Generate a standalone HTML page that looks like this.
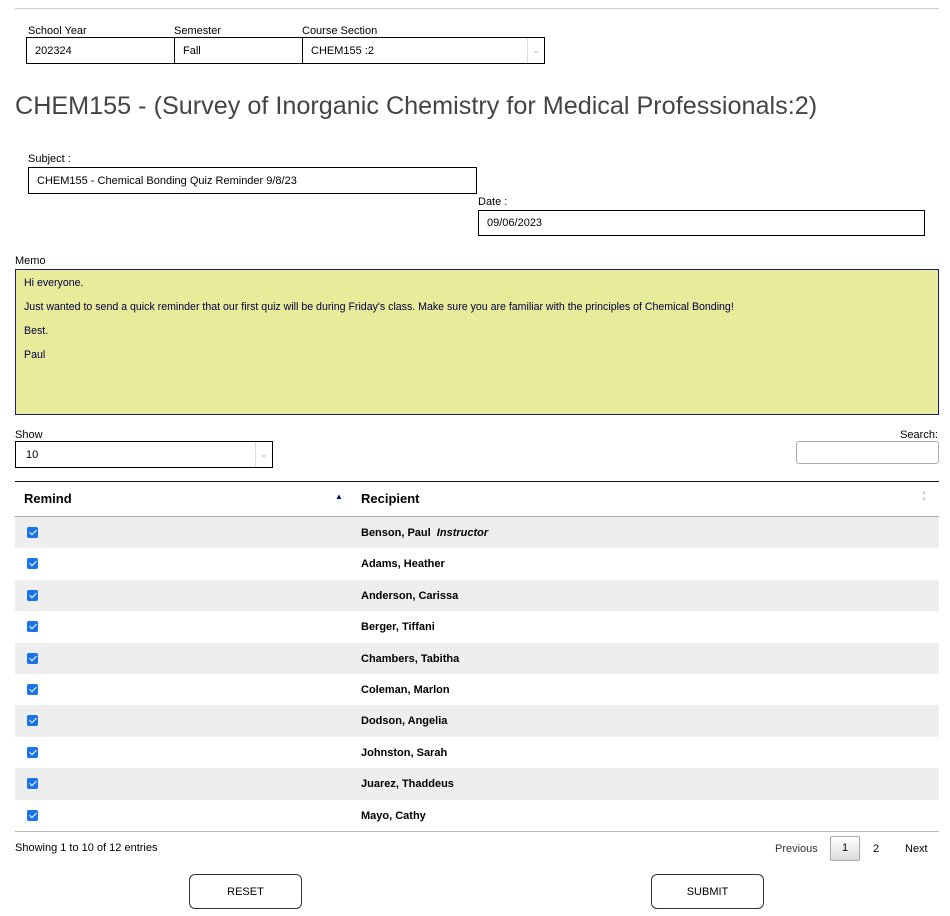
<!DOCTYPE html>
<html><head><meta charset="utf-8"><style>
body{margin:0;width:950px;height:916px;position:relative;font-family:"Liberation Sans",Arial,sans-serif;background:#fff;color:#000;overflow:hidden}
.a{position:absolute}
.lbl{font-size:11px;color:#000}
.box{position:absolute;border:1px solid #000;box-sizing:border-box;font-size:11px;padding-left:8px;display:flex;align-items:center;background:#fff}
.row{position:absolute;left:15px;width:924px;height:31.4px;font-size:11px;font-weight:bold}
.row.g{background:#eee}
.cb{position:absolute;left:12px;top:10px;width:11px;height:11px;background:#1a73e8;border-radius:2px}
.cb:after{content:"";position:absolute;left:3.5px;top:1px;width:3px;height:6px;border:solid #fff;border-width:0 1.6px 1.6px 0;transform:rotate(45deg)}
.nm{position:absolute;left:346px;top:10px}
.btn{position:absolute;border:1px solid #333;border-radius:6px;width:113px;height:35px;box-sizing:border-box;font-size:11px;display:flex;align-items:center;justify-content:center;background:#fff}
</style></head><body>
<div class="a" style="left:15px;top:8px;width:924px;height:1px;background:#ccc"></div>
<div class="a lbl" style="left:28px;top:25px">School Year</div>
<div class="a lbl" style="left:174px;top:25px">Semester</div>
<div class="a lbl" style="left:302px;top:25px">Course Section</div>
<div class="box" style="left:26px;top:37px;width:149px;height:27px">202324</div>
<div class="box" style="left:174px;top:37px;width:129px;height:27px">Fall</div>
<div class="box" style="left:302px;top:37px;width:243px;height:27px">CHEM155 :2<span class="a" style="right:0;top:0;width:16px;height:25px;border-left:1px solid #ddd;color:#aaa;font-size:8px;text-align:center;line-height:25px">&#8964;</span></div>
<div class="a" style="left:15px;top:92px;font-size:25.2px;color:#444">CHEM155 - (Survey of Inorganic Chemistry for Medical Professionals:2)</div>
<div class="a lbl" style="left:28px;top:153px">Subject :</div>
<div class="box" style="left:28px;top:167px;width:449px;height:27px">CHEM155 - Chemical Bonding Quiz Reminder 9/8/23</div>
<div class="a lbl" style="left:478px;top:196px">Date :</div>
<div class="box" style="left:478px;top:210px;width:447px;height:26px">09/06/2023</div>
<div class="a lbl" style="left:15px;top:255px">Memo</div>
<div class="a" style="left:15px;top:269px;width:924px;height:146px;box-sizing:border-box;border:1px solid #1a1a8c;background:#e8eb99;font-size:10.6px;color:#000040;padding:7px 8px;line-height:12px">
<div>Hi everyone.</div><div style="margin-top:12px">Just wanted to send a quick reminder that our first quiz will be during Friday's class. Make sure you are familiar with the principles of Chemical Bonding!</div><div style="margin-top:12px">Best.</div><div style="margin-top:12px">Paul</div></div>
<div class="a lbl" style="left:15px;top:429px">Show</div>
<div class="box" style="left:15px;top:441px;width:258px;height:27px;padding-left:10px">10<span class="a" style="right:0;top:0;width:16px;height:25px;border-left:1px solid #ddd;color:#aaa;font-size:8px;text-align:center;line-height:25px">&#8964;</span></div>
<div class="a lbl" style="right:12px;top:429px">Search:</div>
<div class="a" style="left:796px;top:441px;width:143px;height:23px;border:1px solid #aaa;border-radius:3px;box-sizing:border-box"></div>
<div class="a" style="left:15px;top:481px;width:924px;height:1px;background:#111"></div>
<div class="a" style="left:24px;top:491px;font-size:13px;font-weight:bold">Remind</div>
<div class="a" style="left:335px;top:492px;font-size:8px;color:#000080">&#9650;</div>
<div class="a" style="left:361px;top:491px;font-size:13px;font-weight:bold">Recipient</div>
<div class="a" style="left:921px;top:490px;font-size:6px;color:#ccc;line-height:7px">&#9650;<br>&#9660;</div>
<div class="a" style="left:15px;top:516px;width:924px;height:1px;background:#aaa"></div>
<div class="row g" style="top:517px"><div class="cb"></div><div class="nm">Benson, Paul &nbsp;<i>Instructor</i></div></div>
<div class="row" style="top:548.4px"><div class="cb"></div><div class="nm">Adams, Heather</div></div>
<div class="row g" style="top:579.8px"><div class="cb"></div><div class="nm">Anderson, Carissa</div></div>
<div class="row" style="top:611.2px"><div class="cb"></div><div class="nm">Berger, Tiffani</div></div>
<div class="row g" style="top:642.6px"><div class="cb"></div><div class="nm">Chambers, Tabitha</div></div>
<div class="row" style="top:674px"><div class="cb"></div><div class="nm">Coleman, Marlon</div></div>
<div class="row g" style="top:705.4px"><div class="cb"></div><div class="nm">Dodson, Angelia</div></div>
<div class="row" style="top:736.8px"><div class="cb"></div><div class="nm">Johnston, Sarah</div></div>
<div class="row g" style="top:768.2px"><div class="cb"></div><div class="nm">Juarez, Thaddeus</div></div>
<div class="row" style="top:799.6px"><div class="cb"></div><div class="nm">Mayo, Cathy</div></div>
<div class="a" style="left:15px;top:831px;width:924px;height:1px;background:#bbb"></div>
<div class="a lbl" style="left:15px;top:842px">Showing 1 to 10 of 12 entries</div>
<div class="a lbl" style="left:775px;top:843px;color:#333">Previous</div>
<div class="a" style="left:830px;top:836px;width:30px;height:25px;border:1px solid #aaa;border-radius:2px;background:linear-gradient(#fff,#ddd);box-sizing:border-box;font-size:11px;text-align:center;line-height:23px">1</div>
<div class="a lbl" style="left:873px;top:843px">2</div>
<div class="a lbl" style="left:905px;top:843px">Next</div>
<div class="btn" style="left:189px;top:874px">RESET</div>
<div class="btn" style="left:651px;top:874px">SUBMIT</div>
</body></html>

WRITTEN INSTRUCTION | Gather every line from the listing above in which "that" appears, and copy those lines.

WRITTEN SOLUTION |
Generate a standalone HTML page that looks like this.
<div>Hi everyone.</div><div style="margin-top:12px">Just wanted to send a quick reminder that our first quiz will be during Friday's class. Make sure you are familiar with the principles of Chemical Bonding!</div><div style="margin-top:12px">Best.</div><div style="margin-top:12px">Paul</div></div>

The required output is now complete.